* EXTRACTED RECORDS:
┄┄┄┄┄┄┄┄┄┄
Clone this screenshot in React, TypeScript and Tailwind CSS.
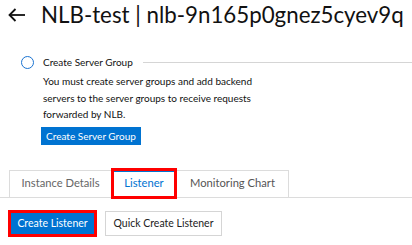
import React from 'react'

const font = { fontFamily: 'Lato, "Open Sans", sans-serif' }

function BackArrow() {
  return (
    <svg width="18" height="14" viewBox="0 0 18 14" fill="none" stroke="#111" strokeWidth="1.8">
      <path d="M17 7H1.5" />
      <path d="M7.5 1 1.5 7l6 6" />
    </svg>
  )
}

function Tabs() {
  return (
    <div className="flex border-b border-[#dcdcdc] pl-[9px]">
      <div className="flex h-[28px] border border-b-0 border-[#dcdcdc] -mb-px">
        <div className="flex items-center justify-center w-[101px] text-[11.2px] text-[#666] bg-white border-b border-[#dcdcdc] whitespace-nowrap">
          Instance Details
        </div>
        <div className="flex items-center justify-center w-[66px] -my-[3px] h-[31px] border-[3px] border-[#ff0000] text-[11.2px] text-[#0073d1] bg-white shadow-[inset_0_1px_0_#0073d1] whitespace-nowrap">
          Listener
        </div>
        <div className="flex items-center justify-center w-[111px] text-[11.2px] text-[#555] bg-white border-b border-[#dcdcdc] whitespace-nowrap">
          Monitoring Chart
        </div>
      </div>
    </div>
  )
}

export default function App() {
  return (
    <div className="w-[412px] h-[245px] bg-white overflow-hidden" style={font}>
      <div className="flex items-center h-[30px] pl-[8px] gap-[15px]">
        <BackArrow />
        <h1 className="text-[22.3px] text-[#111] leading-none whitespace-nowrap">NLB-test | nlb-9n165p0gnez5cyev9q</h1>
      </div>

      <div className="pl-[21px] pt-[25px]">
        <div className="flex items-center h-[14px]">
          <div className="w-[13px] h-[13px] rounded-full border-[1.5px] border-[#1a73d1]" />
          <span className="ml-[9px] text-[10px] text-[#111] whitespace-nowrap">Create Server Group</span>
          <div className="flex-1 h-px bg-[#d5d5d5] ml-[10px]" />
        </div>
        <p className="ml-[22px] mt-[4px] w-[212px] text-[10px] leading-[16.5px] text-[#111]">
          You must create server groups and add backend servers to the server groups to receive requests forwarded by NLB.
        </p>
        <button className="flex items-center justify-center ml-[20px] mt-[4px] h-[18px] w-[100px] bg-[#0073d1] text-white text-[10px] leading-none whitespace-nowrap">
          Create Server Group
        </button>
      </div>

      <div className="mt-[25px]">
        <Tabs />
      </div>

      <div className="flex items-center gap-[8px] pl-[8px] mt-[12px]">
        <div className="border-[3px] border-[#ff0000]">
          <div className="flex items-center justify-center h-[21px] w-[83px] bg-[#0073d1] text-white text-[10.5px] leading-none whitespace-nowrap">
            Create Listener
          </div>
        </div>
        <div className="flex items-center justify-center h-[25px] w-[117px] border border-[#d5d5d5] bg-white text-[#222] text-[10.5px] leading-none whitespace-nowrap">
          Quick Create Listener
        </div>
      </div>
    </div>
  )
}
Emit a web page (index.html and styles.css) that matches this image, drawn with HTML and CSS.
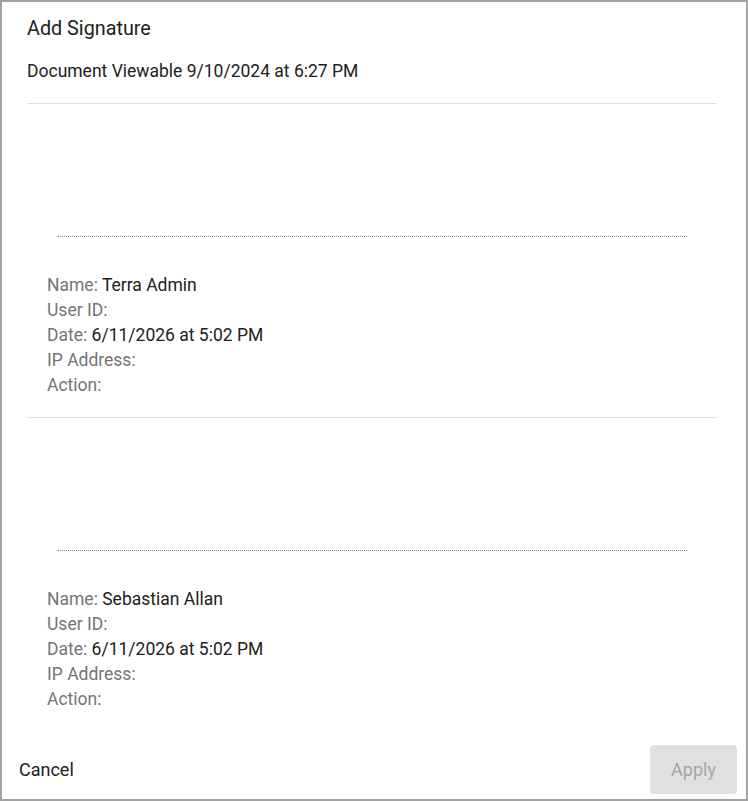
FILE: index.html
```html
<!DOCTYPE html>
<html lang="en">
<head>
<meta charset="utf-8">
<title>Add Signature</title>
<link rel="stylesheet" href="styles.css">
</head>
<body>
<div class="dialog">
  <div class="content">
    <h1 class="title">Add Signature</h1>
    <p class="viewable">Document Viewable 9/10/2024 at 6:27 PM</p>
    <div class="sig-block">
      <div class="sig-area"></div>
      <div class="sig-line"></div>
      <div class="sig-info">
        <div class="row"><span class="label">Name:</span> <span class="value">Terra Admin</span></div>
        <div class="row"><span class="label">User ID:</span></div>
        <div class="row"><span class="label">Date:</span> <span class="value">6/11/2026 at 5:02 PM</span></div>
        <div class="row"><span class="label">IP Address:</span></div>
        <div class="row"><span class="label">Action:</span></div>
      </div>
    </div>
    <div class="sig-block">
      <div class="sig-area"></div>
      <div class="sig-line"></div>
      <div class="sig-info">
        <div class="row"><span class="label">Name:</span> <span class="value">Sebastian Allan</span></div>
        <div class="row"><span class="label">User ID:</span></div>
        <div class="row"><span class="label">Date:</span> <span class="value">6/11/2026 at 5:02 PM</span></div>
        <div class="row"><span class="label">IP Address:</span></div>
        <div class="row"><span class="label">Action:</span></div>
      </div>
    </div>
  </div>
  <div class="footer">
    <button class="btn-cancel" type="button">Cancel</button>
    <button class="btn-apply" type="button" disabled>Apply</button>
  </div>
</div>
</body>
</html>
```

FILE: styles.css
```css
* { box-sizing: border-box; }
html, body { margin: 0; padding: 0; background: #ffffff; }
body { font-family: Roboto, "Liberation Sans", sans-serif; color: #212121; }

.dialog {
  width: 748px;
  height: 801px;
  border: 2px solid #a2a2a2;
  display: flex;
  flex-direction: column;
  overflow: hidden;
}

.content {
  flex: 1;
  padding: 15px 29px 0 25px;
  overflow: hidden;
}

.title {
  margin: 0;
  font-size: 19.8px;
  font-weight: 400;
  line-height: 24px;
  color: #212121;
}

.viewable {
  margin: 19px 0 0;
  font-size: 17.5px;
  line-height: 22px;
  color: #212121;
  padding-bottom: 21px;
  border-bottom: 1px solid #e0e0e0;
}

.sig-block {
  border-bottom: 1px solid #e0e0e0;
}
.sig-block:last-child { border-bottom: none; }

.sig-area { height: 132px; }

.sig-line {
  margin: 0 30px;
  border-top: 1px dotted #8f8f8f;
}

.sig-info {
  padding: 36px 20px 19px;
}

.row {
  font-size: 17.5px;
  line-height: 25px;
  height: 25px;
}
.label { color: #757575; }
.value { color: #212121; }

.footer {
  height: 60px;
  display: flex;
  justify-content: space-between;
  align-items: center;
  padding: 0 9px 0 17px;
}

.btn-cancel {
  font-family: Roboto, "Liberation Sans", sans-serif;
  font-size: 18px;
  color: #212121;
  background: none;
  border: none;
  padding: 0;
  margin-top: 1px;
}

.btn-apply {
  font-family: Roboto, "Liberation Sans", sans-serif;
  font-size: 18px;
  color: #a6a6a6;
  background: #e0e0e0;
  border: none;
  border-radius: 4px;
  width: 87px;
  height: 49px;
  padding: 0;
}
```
┄┄┄┄┄┄┄┄┄┄
* DESCRIPTION OF THE TASK: Give back only a number, the number of lines where the string "this" occurs.

* RESULT: 2